AIM OF THE TASK: Gather every line below where "components" appears.

MATERIAL PROVIDED:
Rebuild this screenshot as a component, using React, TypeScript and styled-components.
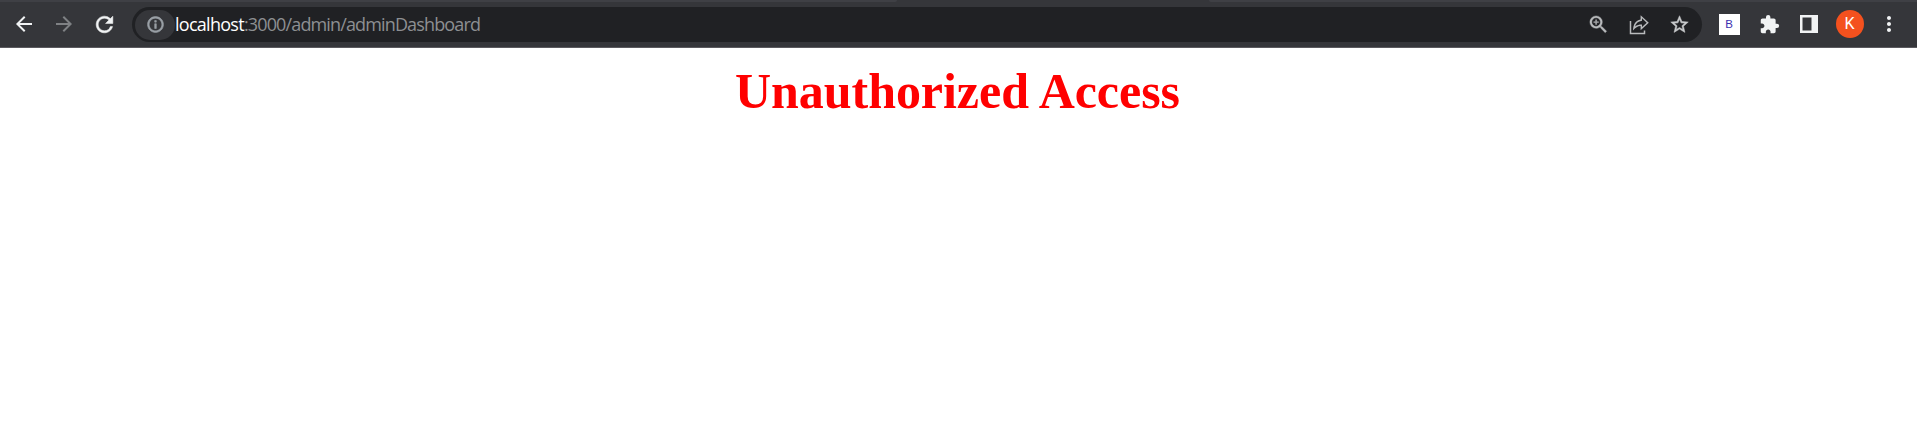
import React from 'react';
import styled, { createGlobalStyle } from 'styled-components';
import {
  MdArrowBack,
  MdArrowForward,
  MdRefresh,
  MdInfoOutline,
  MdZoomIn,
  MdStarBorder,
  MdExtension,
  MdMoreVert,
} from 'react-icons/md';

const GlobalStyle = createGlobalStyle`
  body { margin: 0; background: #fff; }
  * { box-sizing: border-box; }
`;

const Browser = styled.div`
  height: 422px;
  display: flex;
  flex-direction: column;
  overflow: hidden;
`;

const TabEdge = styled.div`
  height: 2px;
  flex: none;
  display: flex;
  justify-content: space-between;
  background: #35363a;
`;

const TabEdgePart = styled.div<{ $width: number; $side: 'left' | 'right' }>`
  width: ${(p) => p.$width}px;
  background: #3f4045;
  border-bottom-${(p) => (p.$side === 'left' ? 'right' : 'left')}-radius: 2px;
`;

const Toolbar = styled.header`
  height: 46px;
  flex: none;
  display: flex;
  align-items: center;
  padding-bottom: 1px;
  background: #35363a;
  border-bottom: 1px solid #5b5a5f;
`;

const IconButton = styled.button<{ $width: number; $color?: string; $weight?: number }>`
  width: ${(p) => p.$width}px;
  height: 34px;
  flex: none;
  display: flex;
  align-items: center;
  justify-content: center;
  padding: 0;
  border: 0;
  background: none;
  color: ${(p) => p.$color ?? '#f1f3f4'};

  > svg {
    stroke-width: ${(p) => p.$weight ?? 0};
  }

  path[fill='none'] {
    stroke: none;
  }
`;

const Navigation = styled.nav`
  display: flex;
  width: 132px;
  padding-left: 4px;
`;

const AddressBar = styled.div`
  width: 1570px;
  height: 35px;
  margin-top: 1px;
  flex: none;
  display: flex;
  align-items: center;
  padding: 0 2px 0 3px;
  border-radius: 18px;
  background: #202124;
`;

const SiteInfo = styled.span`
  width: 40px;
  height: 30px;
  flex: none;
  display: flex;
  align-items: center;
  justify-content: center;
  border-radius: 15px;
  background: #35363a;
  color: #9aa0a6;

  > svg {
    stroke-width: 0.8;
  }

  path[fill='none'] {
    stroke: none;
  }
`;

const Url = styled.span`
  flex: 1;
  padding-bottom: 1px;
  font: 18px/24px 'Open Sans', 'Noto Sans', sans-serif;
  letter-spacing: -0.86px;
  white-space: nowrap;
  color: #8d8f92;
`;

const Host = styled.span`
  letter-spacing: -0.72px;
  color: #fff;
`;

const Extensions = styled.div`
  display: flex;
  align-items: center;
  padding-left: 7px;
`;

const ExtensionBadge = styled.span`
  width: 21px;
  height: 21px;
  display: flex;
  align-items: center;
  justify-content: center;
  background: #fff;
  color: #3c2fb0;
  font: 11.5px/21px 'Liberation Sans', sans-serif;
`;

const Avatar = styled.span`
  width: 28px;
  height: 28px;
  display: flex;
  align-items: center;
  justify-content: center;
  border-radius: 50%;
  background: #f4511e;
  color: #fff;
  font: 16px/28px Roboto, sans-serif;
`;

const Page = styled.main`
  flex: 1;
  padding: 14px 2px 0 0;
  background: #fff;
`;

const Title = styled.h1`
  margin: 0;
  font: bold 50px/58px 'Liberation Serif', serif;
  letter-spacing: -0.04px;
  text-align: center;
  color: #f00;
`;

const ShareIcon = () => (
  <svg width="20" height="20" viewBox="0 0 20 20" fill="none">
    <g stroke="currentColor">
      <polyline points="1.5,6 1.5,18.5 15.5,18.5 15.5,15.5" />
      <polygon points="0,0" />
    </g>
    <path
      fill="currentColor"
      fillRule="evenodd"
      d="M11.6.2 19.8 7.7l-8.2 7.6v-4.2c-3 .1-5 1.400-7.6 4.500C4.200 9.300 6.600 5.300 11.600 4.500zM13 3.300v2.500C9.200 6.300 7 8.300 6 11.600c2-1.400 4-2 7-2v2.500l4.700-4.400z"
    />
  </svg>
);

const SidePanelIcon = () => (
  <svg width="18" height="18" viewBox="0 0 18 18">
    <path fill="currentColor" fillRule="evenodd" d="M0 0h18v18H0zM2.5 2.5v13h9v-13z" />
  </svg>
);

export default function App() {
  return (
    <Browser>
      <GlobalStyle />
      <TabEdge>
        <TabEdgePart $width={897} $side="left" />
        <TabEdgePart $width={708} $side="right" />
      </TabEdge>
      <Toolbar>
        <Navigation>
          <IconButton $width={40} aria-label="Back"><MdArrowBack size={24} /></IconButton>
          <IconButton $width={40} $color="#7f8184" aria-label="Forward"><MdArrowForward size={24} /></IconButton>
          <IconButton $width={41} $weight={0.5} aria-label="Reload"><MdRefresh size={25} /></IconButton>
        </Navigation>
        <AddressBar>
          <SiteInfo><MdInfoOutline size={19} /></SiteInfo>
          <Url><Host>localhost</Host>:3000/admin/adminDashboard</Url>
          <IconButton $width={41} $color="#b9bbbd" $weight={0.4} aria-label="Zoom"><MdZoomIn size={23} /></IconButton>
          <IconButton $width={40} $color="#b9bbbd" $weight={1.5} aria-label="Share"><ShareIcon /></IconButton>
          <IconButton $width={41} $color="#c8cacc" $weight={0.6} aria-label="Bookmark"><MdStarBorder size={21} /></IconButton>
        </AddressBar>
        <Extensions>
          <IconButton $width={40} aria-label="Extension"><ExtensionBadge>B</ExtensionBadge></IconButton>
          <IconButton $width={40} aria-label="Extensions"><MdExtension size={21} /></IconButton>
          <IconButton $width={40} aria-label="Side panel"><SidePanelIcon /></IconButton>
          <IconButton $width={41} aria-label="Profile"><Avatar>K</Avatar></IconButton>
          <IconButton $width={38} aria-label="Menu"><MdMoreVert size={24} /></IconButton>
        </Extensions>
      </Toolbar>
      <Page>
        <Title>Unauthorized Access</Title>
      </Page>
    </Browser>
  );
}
* * *
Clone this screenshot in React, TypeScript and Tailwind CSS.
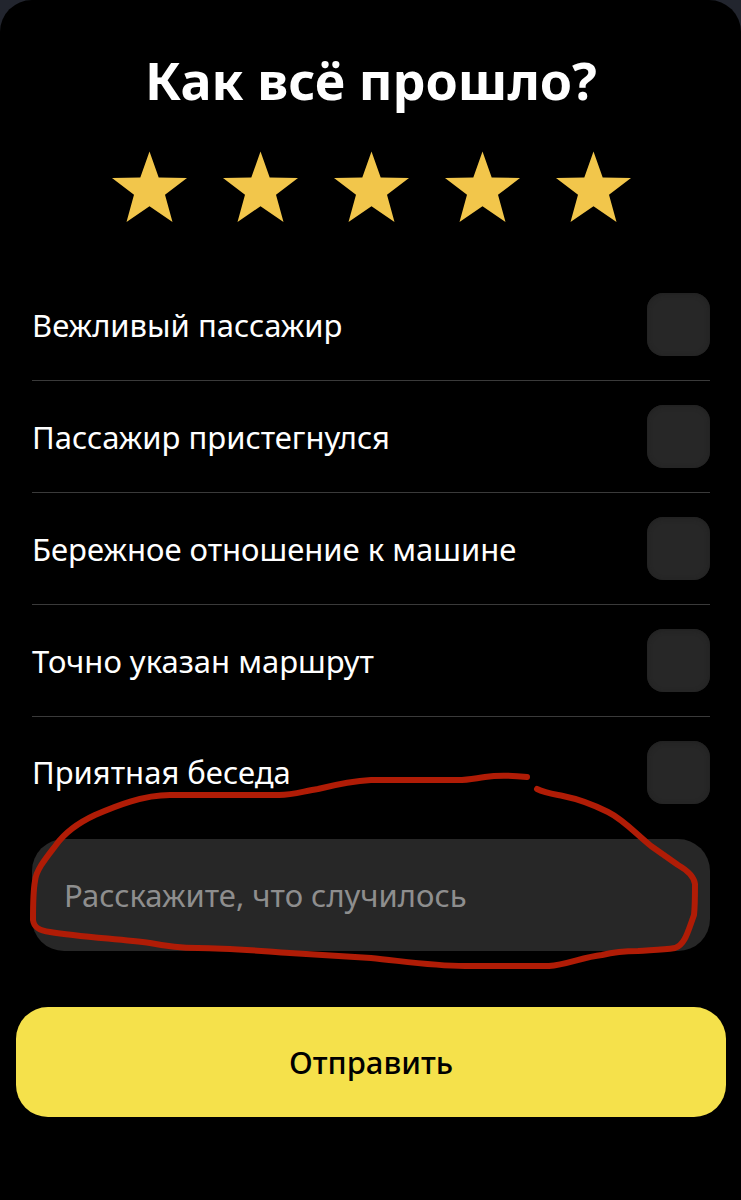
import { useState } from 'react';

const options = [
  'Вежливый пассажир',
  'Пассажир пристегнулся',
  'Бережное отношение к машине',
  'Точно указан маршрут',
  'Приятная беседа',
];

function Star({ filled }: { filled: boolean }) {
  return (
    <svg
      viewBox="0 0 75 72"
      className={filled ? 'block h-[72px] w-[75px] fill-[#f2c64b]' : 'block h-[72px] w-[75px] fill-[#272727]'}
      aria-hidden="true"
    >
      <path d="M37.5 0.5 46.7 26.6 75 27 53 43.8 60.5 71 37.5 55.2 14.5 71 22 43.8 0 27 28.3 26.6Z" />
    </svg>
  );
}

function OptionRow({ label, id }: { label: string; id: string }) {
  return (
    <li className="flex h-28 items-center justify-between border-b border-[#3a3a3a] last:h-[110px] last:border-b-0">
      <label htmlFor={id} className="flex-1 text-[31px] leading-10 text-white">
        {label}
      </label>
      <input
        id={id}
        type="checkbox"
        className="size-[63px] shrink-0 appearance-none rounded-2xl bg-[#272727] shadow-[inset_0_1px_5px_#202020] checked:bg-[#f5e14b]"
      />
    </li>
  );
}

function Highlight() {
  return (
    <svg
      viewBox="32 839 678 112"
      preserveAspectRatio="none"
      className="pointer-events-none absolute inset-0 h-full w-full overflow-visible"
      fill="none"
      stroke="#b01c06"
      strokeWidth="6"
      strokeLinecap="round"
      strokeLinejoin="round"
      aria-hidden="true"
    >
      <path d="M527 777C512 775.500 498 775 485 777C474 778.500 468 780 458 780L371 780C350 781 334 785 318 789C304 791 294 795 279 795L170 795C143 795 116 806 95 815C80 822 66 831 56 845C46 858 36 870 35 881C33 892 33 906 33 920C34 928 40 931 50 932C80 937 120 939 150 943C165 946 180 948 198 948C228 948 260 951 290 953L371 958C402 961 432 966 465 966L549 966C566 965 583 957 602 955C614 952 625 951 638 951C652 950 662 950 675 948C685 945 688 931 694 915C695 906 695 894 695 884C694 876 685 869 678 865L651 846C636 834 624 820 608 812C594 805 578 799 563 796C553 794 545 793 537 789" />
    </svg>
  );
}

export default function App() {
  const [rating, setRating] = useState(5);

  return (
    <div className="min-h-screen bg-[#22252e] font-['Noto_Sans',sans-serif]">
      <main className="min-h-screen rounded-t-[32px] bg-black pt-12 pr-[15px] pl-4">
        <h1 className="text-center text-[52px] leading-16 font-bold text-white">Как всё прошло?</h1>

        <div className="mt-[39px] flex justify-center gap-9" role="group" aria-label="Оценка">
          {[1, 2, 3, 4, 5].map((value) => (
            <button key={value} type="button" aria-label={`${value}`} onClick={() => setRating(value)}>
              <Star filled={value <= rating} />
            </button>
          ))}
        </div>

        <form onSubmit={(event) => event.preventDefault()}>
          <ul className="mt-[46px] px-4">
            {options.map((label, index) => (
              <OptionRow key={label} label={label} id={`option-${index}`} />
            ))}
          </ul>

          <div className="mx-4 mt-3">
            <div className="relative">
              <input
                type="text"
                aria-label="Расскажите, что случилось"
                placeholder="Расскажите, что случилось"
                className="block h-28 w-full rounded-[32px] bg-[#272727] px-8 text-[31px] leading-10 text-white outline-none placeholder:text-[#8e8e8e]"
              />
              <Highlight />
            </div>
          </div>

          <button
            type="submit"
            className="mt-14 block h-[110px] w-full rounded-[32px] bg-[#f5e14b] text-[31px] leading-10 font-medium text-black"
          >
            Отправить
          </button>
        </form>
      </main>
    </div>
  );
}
...
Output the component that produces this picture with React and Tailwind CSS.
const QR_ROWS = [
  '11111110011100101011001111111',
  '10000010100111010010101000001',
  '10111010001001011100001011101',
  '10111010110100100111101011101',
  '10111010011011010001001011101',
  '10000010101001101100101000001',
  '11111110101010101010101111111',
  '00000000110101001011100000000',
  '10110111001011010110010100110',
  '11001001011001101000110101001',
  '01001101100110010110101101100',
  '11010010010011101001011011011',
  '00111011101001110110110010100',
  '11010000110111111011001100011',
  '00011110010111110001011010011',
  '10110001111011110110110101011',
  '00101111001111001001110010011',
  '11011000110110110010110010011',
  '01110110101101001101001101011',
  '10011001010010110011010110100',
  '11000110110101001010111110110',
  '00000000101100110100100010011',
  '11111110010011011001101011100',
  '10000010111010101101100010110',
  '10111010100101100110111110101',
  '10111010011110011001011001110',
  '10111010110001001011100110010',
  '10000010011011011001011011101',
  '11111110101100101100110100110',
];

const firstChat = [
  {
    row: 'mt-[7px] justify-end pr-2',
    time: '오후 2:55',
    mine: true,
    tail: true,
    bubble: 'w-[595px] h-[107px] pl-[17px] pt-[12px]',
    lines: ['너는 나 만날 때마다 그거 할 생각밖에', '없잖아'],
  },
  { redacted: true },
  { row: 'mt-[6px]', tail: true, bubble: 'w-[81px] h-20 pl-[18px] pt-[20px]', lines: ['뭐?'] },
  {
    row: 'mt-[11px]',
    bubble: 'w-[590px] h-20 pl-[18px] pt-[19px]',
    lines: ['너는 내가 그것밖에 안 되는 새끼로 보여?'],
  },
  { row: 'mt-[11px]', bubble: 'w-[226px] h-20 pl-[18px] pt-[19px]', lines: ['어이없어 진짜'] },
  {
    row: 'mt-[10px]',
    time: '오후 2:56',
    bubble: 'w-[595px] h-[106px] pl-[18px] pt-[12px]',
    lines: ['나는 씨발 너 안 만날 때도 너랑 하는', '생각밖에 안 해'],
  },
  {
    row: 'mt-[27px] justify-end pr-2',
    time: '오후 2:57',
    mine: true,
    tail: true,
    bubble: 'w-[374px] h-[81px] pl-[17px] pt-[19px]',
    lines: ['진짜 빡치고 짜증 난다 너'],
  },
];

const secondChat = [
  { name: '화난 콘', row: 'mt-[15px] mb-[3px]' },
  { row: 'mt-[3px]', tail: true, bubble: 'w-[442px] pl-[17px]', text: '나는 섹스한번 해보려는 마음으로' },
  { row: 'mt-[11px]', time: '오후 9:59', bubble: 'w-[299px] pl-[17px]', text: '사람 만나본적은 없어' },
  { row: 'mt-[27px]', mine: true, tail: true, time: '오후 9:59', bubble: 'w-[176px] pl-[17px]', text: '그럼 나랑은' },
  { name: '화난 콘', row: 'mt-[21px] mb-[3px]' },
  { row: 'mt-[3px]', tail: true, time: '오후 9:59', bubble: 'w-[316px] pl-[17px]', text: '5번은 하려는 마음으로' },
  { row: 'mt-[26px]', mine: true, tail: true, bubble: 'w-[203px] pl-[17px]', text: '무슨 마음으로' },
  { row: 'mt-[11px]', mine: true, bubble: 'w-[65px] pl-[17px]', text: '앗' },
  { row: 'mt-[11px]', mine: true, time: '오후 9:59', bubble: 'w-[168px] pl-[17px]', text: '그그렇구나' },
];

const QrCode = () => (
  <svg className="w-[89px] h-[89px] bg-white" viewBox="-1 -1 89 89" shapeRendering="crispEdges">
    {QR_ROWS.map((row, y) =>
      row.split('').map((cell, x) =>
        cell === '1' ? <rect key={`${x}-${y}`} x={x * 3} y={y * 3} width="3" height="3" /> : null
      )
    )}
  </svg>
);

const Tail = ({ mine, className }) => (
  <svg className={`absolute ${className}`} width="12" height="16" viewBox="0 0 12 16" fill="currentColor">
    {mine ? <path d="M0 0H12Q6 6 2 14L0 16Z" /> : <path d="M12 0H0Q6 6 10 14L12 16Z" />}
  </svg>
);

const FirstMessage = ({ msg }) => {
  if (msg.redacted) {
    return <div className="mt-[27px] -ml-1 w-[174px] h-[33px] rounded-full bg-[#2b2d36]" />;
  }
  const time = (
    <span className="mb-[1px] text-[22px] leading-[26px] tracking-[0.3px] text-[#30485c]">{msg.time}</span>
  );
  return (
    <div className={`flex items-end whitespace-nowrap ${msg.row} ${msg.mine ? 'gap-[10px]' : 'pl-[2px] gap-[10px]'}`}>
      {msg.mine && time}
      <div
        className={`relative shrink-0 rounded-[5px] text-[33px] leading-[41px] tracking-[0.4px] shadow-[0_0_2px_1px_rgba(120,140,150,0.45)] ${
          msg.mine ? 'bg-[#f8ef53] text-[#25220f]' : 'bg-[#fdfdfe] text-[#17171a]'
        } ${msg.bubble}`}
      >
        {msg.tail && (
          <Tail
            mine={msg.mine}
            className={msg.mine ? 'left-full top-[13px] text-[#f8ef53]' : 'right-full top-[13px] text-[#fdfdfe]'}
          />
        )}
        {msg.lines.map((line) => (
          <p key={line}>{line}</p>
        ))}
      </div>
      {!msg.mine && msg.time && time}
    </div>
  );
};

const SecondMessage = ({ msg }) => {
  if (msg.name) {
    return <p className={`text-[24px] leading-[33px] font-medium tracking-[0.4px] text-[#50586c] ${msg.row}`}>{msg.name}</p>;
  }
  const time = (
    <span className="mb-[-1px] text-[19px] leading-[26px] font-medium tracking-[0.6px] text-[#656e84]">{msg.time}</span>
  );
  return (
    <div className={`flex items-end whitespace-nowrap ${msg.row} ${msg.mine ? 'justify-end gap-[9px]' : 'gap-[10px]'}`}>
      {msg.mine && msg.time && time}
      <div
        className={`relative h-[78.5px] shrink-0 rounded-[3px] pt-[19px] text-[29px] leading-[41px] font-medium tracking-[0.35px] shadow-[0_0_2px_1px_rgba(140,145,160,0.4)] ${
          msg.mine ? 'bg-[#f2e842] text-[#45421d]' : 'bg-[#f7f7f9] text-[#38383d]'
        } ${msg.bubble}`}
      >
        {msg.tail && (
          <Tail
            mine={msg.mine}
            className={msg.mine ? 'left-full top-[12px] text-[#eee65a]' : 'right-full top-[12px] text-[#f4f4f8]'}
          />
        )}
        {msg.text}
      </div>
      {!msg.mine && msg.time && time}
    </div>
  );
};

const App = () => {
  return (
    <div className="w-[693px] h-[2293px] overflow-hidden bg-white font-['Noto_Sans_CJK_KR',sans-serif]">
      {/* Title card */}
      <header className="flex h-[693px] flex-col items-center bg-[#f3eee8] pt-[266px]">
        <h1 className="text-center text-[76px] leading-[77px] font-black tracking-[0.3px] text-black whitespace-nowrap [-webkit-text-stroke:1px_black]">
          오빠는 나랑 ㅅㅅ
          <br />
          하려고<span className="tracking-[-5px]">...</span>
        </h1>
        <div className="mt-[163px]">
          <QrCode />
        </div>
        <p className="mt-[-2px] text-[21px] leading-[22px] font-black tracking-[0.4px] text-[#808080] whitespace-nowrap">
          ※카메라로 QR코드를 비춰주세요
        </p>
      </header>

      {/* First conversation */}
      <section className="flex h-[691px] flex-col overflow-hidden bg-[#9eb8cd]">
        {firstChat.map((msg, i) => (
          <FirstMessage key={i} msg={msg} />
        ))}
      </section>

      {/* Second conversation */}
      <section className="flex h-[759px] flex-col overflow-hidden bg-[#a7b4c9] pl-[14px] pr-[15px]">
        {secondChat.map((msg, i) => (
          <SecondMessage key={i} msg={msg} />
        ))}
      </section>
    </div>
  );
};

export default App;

RESULT BELOW:
Rebuild this screenshot as a component, using React, TypeScript and styled-components.
import styled, { createGlobalStyle } from 'styled-components';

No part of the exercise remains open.